Given instruction: Check each line of the records below for the string "HTML", then state how many lines contain it, with no other output.

---------- Records provided

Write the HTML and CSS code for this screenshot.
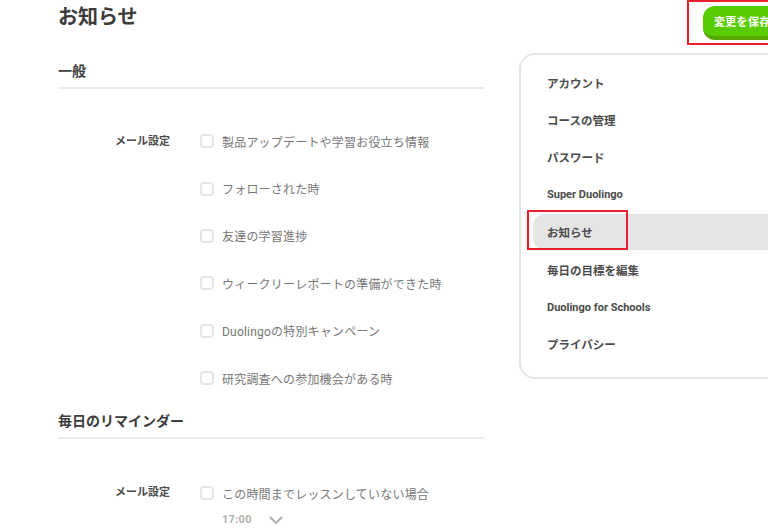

--------------------
---------- Records provided

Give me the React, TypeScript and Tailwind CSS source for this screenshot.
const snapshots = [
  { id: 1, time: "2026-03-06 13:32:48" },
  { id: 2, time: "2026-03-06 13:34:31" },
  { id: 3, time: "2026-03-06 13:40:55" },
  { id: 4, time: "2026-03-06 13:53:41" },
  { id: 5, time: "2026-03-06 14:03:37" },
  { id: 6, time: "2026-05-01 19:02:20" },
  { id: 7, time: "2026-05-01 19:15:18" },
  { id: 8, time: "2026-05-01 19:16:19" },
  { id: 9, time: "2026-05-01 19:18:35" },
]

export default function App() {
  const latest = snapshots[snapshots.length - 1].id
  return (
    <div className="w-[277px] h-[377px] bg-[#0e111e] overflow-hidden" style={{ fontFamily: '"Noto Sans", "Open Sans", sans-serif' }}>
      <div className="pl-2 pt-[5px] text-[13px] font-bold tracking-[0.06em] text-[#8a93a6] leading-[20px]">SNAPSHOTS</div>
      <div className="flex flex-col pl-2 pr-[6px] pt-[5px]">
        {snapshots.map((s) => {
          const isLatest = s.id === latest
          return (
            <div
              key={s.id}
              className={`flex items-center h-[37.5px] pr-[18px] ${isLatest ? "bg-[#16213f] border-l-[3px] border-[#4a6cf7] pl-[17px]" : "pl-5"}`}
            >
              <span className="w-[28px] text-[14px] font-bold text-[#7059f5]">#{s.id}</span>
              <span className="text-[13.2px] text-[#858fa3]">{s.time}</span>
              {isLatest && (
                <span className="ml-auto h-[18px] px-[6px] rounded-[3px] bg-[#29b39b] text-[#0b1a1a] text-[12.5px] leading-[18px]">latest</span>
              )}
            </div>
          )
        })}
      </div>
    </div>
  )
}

--------------------
---------- Records provided

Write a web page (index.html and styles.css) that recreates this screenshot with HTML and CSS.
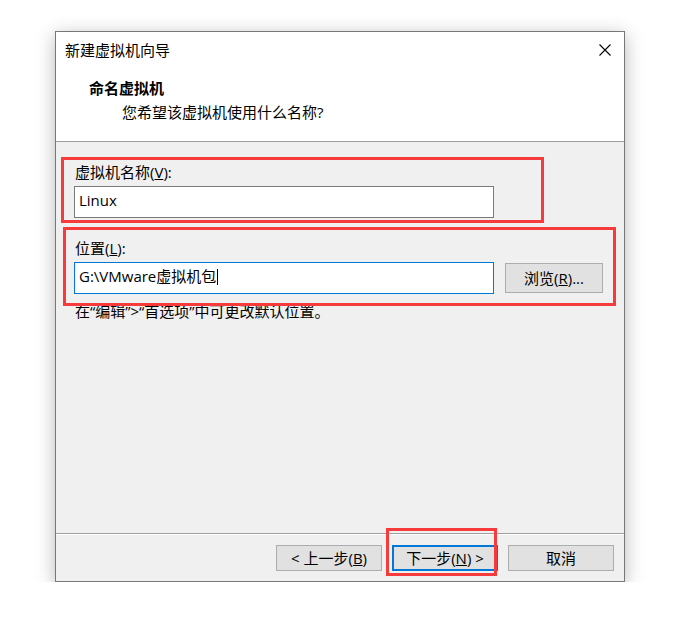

--------------------

Correct answer: 2